MRĄGOWO: Policyjni wodniacy interweniowali wobec 7-letniego chłopca, który samodzielnie pływał skuterem wodnym…
Obowiązkiem rodzica jest zadbać o prawidłowe wychowanie dziecka, zapoznanie go z zasadami bezpieczeństwa i podstawowymi przepisami prawa. Niestety niektórzy rodzice priorytetowo traktują inne zadania, zapominając o bezpieczeństwie swojego dziecka. Tak jak pewien 46-latek z Białegostoku, który na Jeziorze Tałty wsadził na skuter wodny swojego 7-letniego syna i pozwolił mu samodzielnie nim pływać. Lekkomyślną zabawę, po sygnale od świadków, przerwali policyjni wodniacy.
W niedzielę (16.07.2023r.) po godz. 13:00 policyjni wodniacy dostali zgłoszenie, że po Jeziorze Tałty na skuterze wodnym pływa około 5-letnie dziecko bez opieki osoby dorosłej. Funkcjonariusze od razu popłynęli we wskazane miejsce, gdzie faktycznie zastali dziecko, które samo płynęło na skuterze wodnym. Policjanci ustalili, że chłopiec ma 7 lat i oczywiście nie posiada uprawnień do poruszania się taką jednostką pływającą. Na szczęście chłopiec miał na sobie kamizelkę ratunkową. W trakcie interwencji do policjantów dopłynął 46-letni ojciec dziecka. Mieszkaniec Białegostoku tłumaczył się, że chciał „tylko nauczyć” syna poruszać się na skuterze wodnym i nie wiedział, że 7-latek sam nie może nim pływać.

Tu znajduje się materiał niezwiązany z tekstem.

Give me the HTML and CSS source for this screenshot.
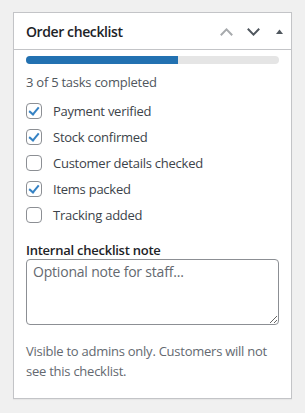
FILE: index.html
```html
<!DOCTYPE html>
<html lang="en">
<head>
    <meta charset="UTF-8">
    <meta name="viewport" content="width=device-width, initial-scale=1.0">
    <title>Order checklist</title>
    <link rel="stylesheet" href="styles.css">
</head>
<body>

    <div class="postbox">
        <div class="postbox-header">
            <h2>Order checklist</h2>
            <div class="handle-actions">
                <svg class="handle" width="13" height="8" viewBox="0 0 13 8"><path d="M0.8 7.2 L6.5 1.4 L12.2 7.2" fill="none" stroke="#a7aaad" stroke-width="2"/></svg>
                <svg class="handle" width="13" height="8" viewBox="0 0 13 8"><path d="M0.8 0.8 L6.5 6.6 L12.2 0.8" fill="none" stroke="#50575e" stroke-width="2"/></svg>
                <svg class="handle toggle" width="7" height="5" viewBox="0 0 7 5"><path d="M0 5 L3.5 0.5 L7 5 Z" fill="#50575e"/></svg>
            </div>
        </div>

        <div class="inside">
            <div class="progress"><div class="progress-fill" style="width: 60%"></div></div>
            <p class="progress-text">3 of 5 tasks completed</p>

            <ul class="checklist">
                <li><label><input type="checkbox" checked> Payment verified</label></li>
                <li><label><input type="checkbox" checked> Stock confirmed</label></li>
                <li><label><input type="checkbox"> Customer details checked</label></li>
                <li><label><input type="checkbox" checked> Items packed</label></li>
                <li><label><input type="checkbox"> Tracking added</label></li>
            </ul>

            <label class="note-label" for="note">Internal checklist note</label>
            <textarea id="note" placeholder="Optional note for staff..."></textarea>

            <p class="description">Visible to admins only. Customers will not see this checklist.</p>
        </div>
    </div>

</body>
</html>
```

FILE: styles.css
```css
body {
    margin: 0;
    padding: 12px 13px;
    background: #f0f0f0;
    font-family: "Open Sans", "Noto Sans", sans-serif;
    font-size: 13px;
    letter-spacing: -0.25px;
    color: #3c434a;
}

.postbox {
    background: #fff;
    border: 1px solid #c3c4c7;
    box-shadow: 0 1px 1px rgba(0, 0, 0, 0.04);
}

.postbox-header {
    display: flex;
    align-items: center;
    justify-content: space-between;
    height: 36px;
    padding: 0 8px 0 12px;
    border-bottom: 1px solid #c3c4c7;
}

.postbox-header h2 {
    margin: 0;
    font-size: 14px;
    font-weight: 600;
    letter-spacing: -0.4px;
    color: #1d2327;
}

.handle-actions {
    display: flex;
    align-items: center;
    padding-top: 1px;
}

.handle {
    display: block;
    margin-left: 14px;
}

.handle.toggle {
    margin-left: 16px;
}

.inside {
    padding: 6px 12px 17px;
}

.progress {
    height: 8px;
    background: #e5e5e5;
    border-radius: 4px;
    overflow: hidden;
}

.progress-fill {
    height: 100%;
    background: #2271b1;
}

.progress-text {
    margin: 8px 0 6px;
    line-height: 20px;
    color: #50575e;
}

.checklist {
    list-style: none;
    margin: 0;
    padding: 0;
}

.checklist li {
    height: 26px;
    display: flex;
    align-items: center;
}

.checklist label {
    display: flex;
    align-items: center;
    gap: 11px;
}

input[type="checkbox"] {
    appearance: none;
    margin: 0;
    width: 16px;
    height: 16px;
    border: 1px solid #8c8f94;
    border-radius: 4px;
    background: #fff;
    position: relative;
}

input[type="checkbox"]:checked::after {
    content: "";
    position: absolute;
    left: 4px;
    top: 1px;
    width: 4px;
    height: 8px;
    border: solid #3582c4;
    border-width: 0 2.5px 2.5px 0;
    transform: rotate(40deg);
}

.note-label {
    display: block;
    margin-top: 13px;
    font-weight: 600;
    color: #1d2327;
    line-height: 18px;
}

textarea {
    display: block;
    box-sizing: border-box;
    width: 100%;
    height: 66px;
    margin-top: 0;
    padding: 2px 6px;
    border: 1px solid #8c8f94;
    border-radius: 4px;
    font-family: inherit;
    font-size: 14px;
    letter-spacing: -0.2px;
    line-height: 20px;
    color: #2c3338;
    resize: vertical;
}

textarea::placeholder {
    color: #646970;
}

.description {
    margin: 16px 0 0;
    line-height: 20px;
    color: #646970;
}
```
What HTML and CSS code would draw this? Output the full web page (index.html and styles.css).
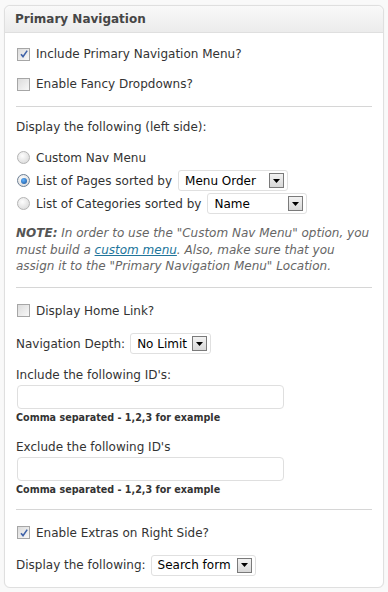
FILE: index.html
```html
<!DOCTYPE html>
<html lang="en">

<head>
    <meta charset="UTF-8">
    <meta name="viewport" content="width=device-width, initial-scale=1.0">
    <title>Primary Navigation</title>
    <link rel="stylesheet" href="styles.css">
</head>

<body>
    <div class="panel">
        <h3 class="panel-title">Primary Navigation</h3>
        <div class="panel-body">
            <div class="row check-row first">
                <span class="check checked"><svg viewBox="0 0 10 10" width="10" height="10"><path d="M2 5.2 L4 7.6 L8.2 1.6" fill="none" stroke="#3f62a8" stroke-width="1.6"/></svg></span>
                <span>Include Primary Navigation Menu?</span>
            </div>
            <div class="row check-row">
                <span class="check"></span>
                <span>Enable Fancy Dropdowns?</span>
            </div>

            <hr class="sep">

            <div class="row">Display the following (left side):</div>
            <div class="radios">
                <div class="radio-row">
                    <span class="radio"></span>
                    <span>Custom Nav Menu</span>
                </div>
                <div class="radio-row">
                    <span class="radio checked"><span class="dot"></span></span>
                    <span>List of Pages sorted by</span>
                    <span class="select sel-pages"><span class="sel-text">Menu Order</span><span class="arrow"><svg viewBox="0 0 7 4" width="7" height="4"><path d="M0 0 H7 L3.5 4 Z" fill="#000"/></svg></span></span>
                </div>
                <div class="radio-row">
                    <span class="radio"></span>
                    <span>List of Categories sorted by</span>
                    <span class="select sel-cats"><span class="sel-text">Name</span><span class="arrow"><svg viewBox="0 0 7 4" width="7" height="4"><path d="M0 0 H7 L3.5 4 Z" fill="#000"/></svg></span></span>
                </div>
            </div>

            <p class="note"><b>NOTE:</b> In order to use the "Custom Nav Menu" option, you must build a <a href="#">custom menu</a>. Also, make sure that you assign it to the "Primary Navigation Menu" Location.</p>

            <hr class="sep">

            <div class="row check-row">
                <span class="check"></span>
                <span>Display Home Link?</span>
            </div>
            <div class="row select-row">
                <span>Navigation Depth:</span>
                <span class="select sel-depth"><span class="sel-text">No Limit</span><span class="arrow"><svg viewBox="0 0 7 4" width="7" height="4"><path d="M0 0 H7 L3.5 4 Z" fill="#000"/></svg></span></span>
            </div>

            <div class="row field-label">Include the following ID's:</div>
            <input class="text-input" type="text">
            <div class="hint">Comma separated - 1,2,3 for example</div>

            <div class="row field-label">Exclude the following ID's</div>
            <input class="text-input" type="text">
            <div class="hint">Comma separated - 1,2,3 for example</div>

            <hr class="sep">

            <div class="row check-row">
                <span class="check checked"><svg viewBox="0 0 10 10" width="10" height="10"><path d="M2 5.2 L4 7.6 L8.2 1.6" fill="none" stroke="#3f62a8" stroke-width="1.6"/></svg></span>
                <span>Enable Extras on Right Side?</span>
            </div>
            <div class="row select-row last">
                <span>Display the following:</span>
                <span class="select sel-extras"><span class="sel-text">Search form</span><span class="arrow"><svg viewBox="0 0 7 4" width="7" height="4"><path d="M0 0 H7 L3.5 4 Z" fill="#000"/></svg></span></span>
            </div>
        </div>
    </div>
</body>

</html>
```

FILE: styles.css
```css
body {
    margin: 0;
    padding: 5px 4px 0 4px;
    background-color: #f9f9f9;
    font-family: "DejaVu Sans", Verdana, sans-serif;
    font-size: 12px;
    color: #333;
}

.panel {
    background-color: #fff;
    border: 1px solid #dfdfdf;
    border-radius: 6px;
    box-shadow: 0 0 1px #e8e8e8;
}

.panel-title {
    margin: 0;
    height: 26px;
    line-height: 27px;
    padding: 0 10px;
    font-size: 12px;
    font-weight: bold;
    color: #464646;
    background: linear-gradient(to bottom, #f9f9f9, #ececec);
    border-bottom: 1px solid #dfdfdf;
    border-radius: 6px 6px 0 0;
}

.panel-body {
    padding: 11px;
}

.row {
    height: 20px;
    line-height: 20px;
    margin-top: 10px;
    display: flex;
    align-items: center;
}

.row.first {
    margin-top: 0;
}

.check-row {
    gap: 6px;
}

.check {
    width: 11px;
    height: 11px;
    border: 1px solid #a6a6a6;
    background: linear-gradient(135deg, #dcdcdc, #f8f8f8);
    display: flex;
    align-items: center;
    justify-content: center;
    margin-left: 1px;
}

.sep {
    border: 0;
    border-top: 1px solid #d6d6d6;
    margin: 12px 0 10px 0;
}

.sep + .row {
    margin-top: 0;
}

/* margins collapse with the hr, so this wins over its 10px */
.sep + .check-row {
    margin-top: 13px;
}

.radios {
    margin-top: 9px;
}

.radio-row {
    height: 23px;
    display: flex;
    align-items: center;
    gap: 6px;
}

.radio {
    width: 11px;
    height: 11px;
    margin-left: 1px;
    border: 1px solid #b4b4b4;
    border-radius: 50%;
    background: radial-gradient(circle at 40% 35%, #fdfdfd, #d4d4d4);
    display: flex;
    align-items: center;
    justify-content: center;
}

.radio.checked {
    border-color: #6c7f95;
}

.dot {
    width: 6px;
    height: 6px;
    border-radius: 50%;
    background: radial-gradient(circle at 40% 35%, #5fb2ff, #1a4f92);
}

.select {
    height: 19px;
    border: 1px solid #e0e0e0;
    border-radius: 3px;
    background-color: #fff;
    display: flex;
    align-items: center;
    justify-content: space-between;
    padding: 0 3px 0 6px;
    color: #000;
}

.sel-pages {
    width: 99px;
}

.sel-cats {
    width: 89px;
}

.sel-depth {
    width: 70px;
}

.sel-extras {
    width: 94px;
}

.arrow {
    width: 13px;
    height: 13px;
    border: 1px solid #7a7a7a;
    background: linear-gradient(to bottom, #f2f2f2, #d8d8d8);
    display: flex;
    align-items: center;
    justify-content: center;
}

.note {
    margin: 10px 0 0 0;
    line-height: 16.5px;
    font-style: italic;
    color: #666;
}

.note b {
    color: #555;
}

.note a {
    color: #21759b;
}

.select-row {
    height: 22px;
    margin-top: 12px;
    gap: 5px;
}

.select-row.last {
    height: 21px;
}

.text-input {
    display: block;
    box-sizing: border-box;
    width: 267px;
    height: 24px;
    margin: 0 0 0 1px;
    border: 1px solid #dfdfdf;
    border-radius: 4px;
    background: #fff;
}

.hint {
    margin-top: 2px;
    height: 14px;
    line-height: 14px;
    font-size: 9.6px;
    font-weight: bold;
    color: #333;
}

.row.field-label {
    margin-top: 12px;
}

.select-row + .field-label {
    margin-top: 10px;
}
```
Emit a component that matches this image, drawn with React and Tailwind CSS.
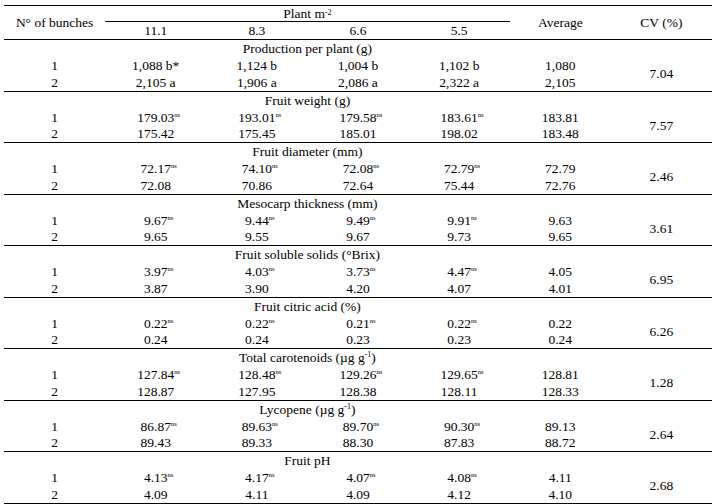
import React from 'react';

// Données du tableau : titre, deux lignes (4 densités + moyenne), CV
const sections = [
  {
    title: <>Production per plant (g)</>,
    rows: [
      ['1,088 b*', '1,124 b', '1,004 b', '1,102 b', '1,080'],
      ['2,105 a', '1,906 a', '2,086 a', '2,322 a', '2,105'],
    ],
    cv: '7.04',
    ns: false,
  },
  {
    title: <>Fruit weight (g)</>,
    rows: [
      ['179.03', '193.01', '179.58', '183.61', '183.81'],
      ['175.42', '175.45', '185.01', '198.02', '183.48'],
    ],
    cv: '7.57',
    ns: true,
  },
  {
    title: <>Fruit diameter (mm)</>,
    rows: [
      ['72.17', '74.10', '72.08', '72.79', '72.79'],
      ['72.08', '70.86', '72.64', '75.44', '72.76'],
    ],
    cv: '2.46',
    ns: true,
  },
  {
    title: <>Mesocarp thickness (mm)</>,
    rows: [
      ['9.67', '9.44', '9.49', '9.91', '9.63'],
      ['9.65', '9.55', '9.67', '9.73', '9.65'],
    ],
    cv: '3.61',
    ns: true,
  },
  {
    title: <>Fruit soluble solids (°Brix)</>,
    rows: [
      ['3.97', '4.03', '3.73', '4.47', '4.05'],
      ['3.87', '3.90', '4.20', '4.07', '4.01'],
    ],
    cv: '6.95',
    ns: true,
  },
  {
    title: <>Fruit citric acid (%)</>,
    rows: [
      ['0.22', '0.22', '0.21', '0.22', '0.22'],
      ['0.24', '0.24', '0.23', '0.23', '0.24'],
    ],
    cv: '6.26',
    ns: true,
  },
  {
    title: <>Total carotenoids (µg g<Sup>-1</Sup>)</>,
    rows: [
      ['127.84', '128.48', '129.26', '129.65', '128.81'],
      ['128.87', '127.95', '128.38', '128.11', '128.33'],
    ],
    cv: '1.28',
    ns: true,
  },
  {
    title: <>Lycopene (µg g<Sup>-1</Sup>)</>,
    rows: [
      ['86.87', '89.63', '89.70', '90.30', '89.13'],
      ['89.43', '89.33', '88.30', '87.83', '88.72'],
    ],
    cv: '2.64',
    ns: true,
  },
  {
    title: <>Fruit pH</>,
    rows: [
      ['4.13', '4.17', '4.07', '4.08', '4.11'],
      ['4.09', '4.11', '4.09', '4.12', '4.10'],
    ],
    cv: '2.68',
    ns: true,
  },
];

function Sup({ children }) {
  return <sup className="text-[8px] top-[-3px]">{children}</sup>;
}

// marque "ns" : déborde à droite sans décaler le nombre
function Ns() {
  return <sup className="inline-block w-0 text-left text-[6.5px] top-[-5px]">ns</sup>;
}

const Section = ({ section, tall }) => (
  <div className={`grid grid-cols-7 border-t border-black ${tall ? 'grid-rows-[17px_17px_17px]' : 'grid-rows-[17px_17px_16px]'}`}>
    <div className="col-start-2 col-span-4 flex items-center justify-center">
      {section.title}
    </div>
    {section.rows.map((row, r) => (
      <React.Fragment key={r}>
        <div className="col-start-1 flex items-center justify-center">{r + 1}</div>
        {row.map((v, i) => (
          <div key={i} className="flex items-center justify-center">
            <span>
              {v}
              {section.ns && r === 0 && i < 4 && <Ns />}
            </span>
          </div>
        ))}
        {r === 0 && (
          <div className="col-start-7 row-start-2 row-span-2 flex items-center justify-center">
            {section.cv}
          </div>
        )}
      </React.Fragment>
    ))}
  </div>
);

export default function App() {
  return (
    <div className="w-[719px] h-[504px] bg-white pt-[5px] pl-[4px] text-black text-[13.5px] leading-none font-['Liberation_Serif','Times_New_Roman',serif]">
      <div className="w-[708px]">
        {/* En-tête */}
        <div className="grid grid-cols-7 grid-rows-[16px_17px] border-t border-black">
          <div className="row-span-2 flex items-center justify-center">N° of bunches</div>
          <div className="col-span-4 border-b border-black flex items-center justify-center">
            <span>Plant m<Sup>-2</Sup></span>
          </div>
          <div className="row-span-2 col-start-6 flex items-center justify-center">Average</div>
          <div className="row-span-2 col-start-7 flex items-center justify-center">CV (%)</div>
          {['11.1', '8.3', '6.6', '5.5'].map((d) => (
            <div key={d} className="flex items-center justify-center pt-[1px]">{d}</div>
          ))}
        </div>
        {sections.map((s, i) => (
          <Section key={i} section={s} tall={i % 2 === 0} />
        ))}
        <div className="border-t border-black" />
      </div>
    </div>
  );
}
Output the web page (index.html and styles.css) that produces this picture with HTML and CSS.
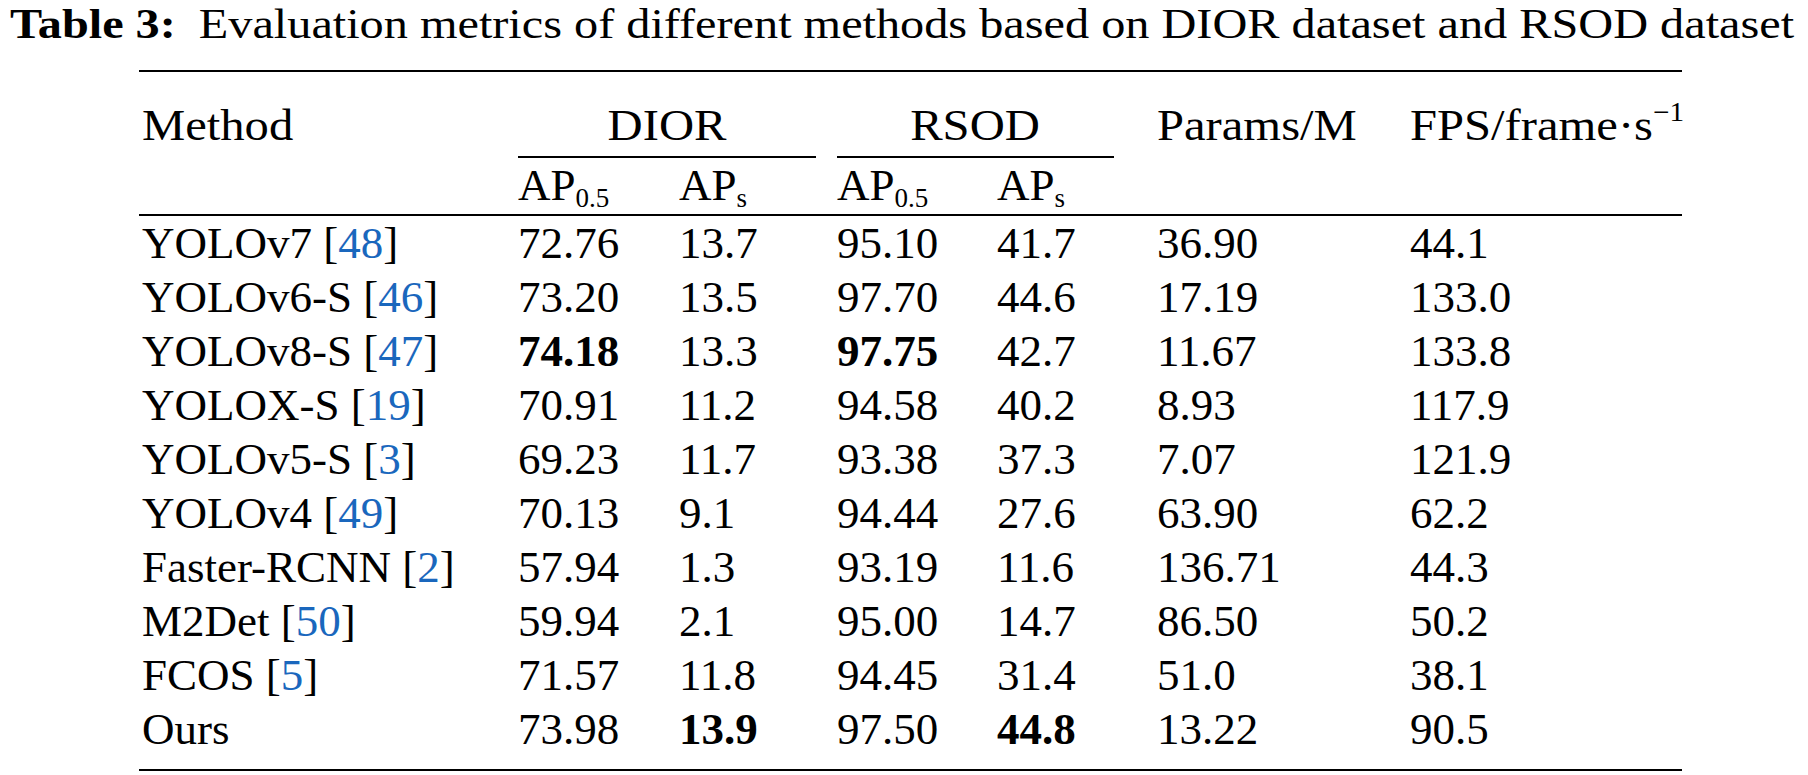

Z przeprowadzonej interwencji policjanci sporządzili stosowną dokumentację, która zostanie przekazana do właściwego miejscowo sądu rodzinnego, który zbierze wywiad na temat rodziny. Nieodpowiedzialnemu ojcu grozi również kara, gdyż jego lekkomyślne zachowanie może zostać zakwalifikowane jako wykroczenie z art. 105 § 1 kodeksu wykroczeń.